Sadly, it was also a bit misty with some proper fog patches too that spoiled the photography even with the new posher camera. When you need the radar on, there is little chance for pictures.

Sanda island just before the Mull in the mist:









The Mull of Kintyre has a fearsome reputation for rough passages and short steep seas caused when the tidal flows meet each other head on, whipped up by a little wind from time to time.  As the wind was variable force 2/3 that wasn’t an issue. As we had timed the trip to work the tides properly, that wasn’t an issue either. In fact it was dead flat around there – most unusual and pleasant for our first “rounding”. Spot the big wave in the mist:



OK, there were none.

The trip up the west side of the Mull was fast (for us) averaging over 8 knots with some heavy tidal assistance. The sun had finally burnt the fog off too and we just had atmospheric misty conditions for the rest of the trip up to Gigha. The anchorage there was busy – as always, a couple of small yachts had got in first and filled up the best spot for bigger boats. So, we sat outside the mooring buoys, towards the ferry slipway and anchored in only 2.5 metres of water. Felt strange! The good news was that the water would be getting deeper, not much shallower as time progressed.

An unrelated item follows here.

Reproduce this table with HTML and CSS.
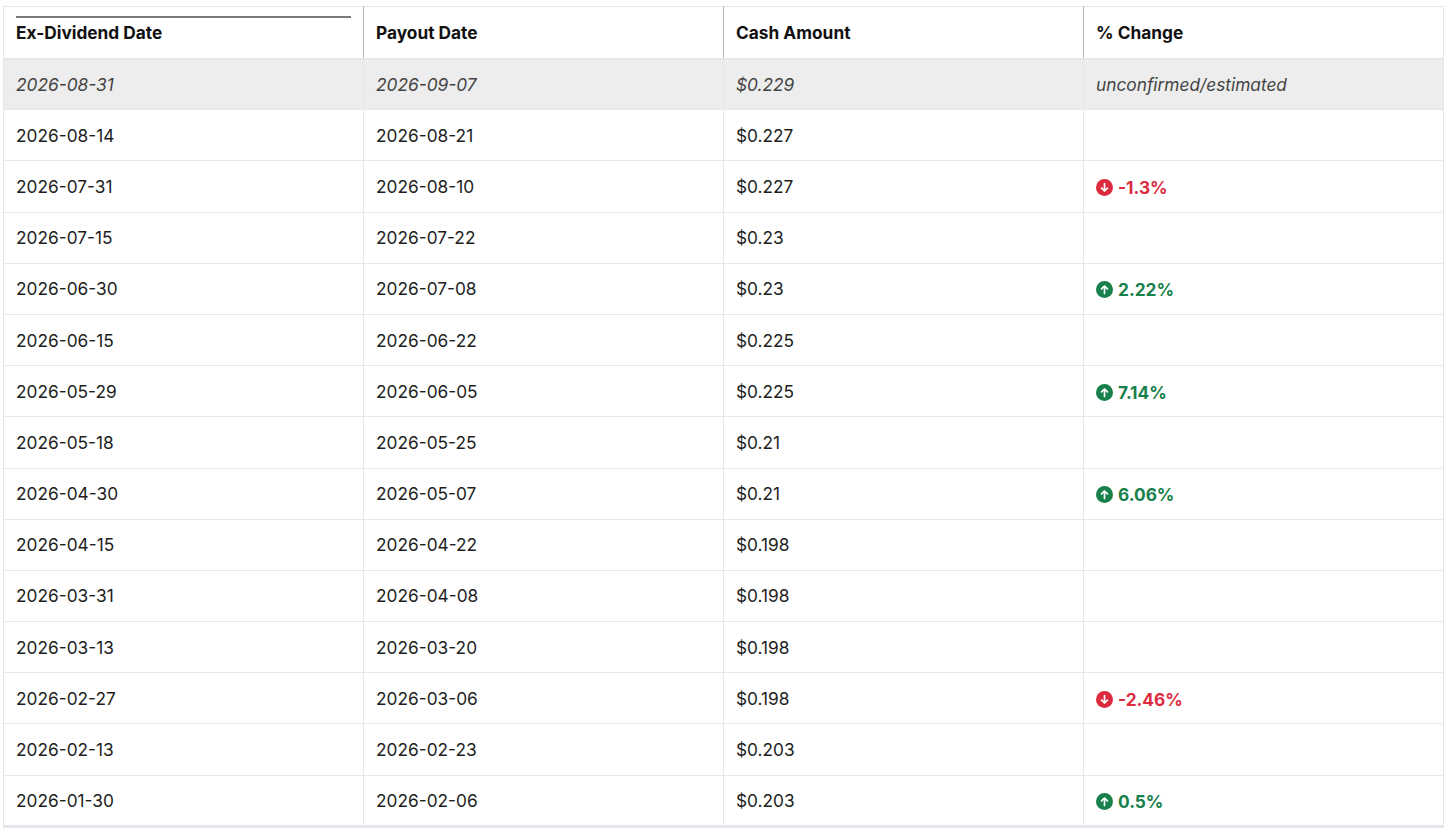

Gigha looked well worth a visit on the way back – we didn’t plan to go ashore as the weather was set to deteriorate from Saturday and so we planned to head a little further north and cuddle up in a nice sheltered loch for a couple of days until it “blows through”. Very gentle trip though – no salt spray on the hull to speak of and the head for the electric toothbrush stood upright, unaided, for the entire run. Even Patrick didn’t move (perhaps that is due to the millet ballast that he carries though).

Enjoyed dinner in the pilothouse watching some yachts arrive and struggle to find a spot to anchor, the wildlife, the island and contemplating how good life in general can be.



Maintenance : sorry tekkies, nothing to report. OK, maybe you’d like to know that the engine room temperature was about 8 degrees C hotter than normal thanks to the lovely outside temperatures. One of the promised winter jobs (well, a job for a winter before we go south) is to improve the ventilation in there. The factory fit blowers are at best marginal in hotter climates and many owners have fitted 2 extra units to help suck in cool air from the vents in the aft cockpit area. The Lugger technical guru Bob always quotes “every dollar spent reducing your engine room temperatures saves $100 in maintenance costs over time”. Belts and hoses don’t like running hot. Hope the same maths applies in pounds.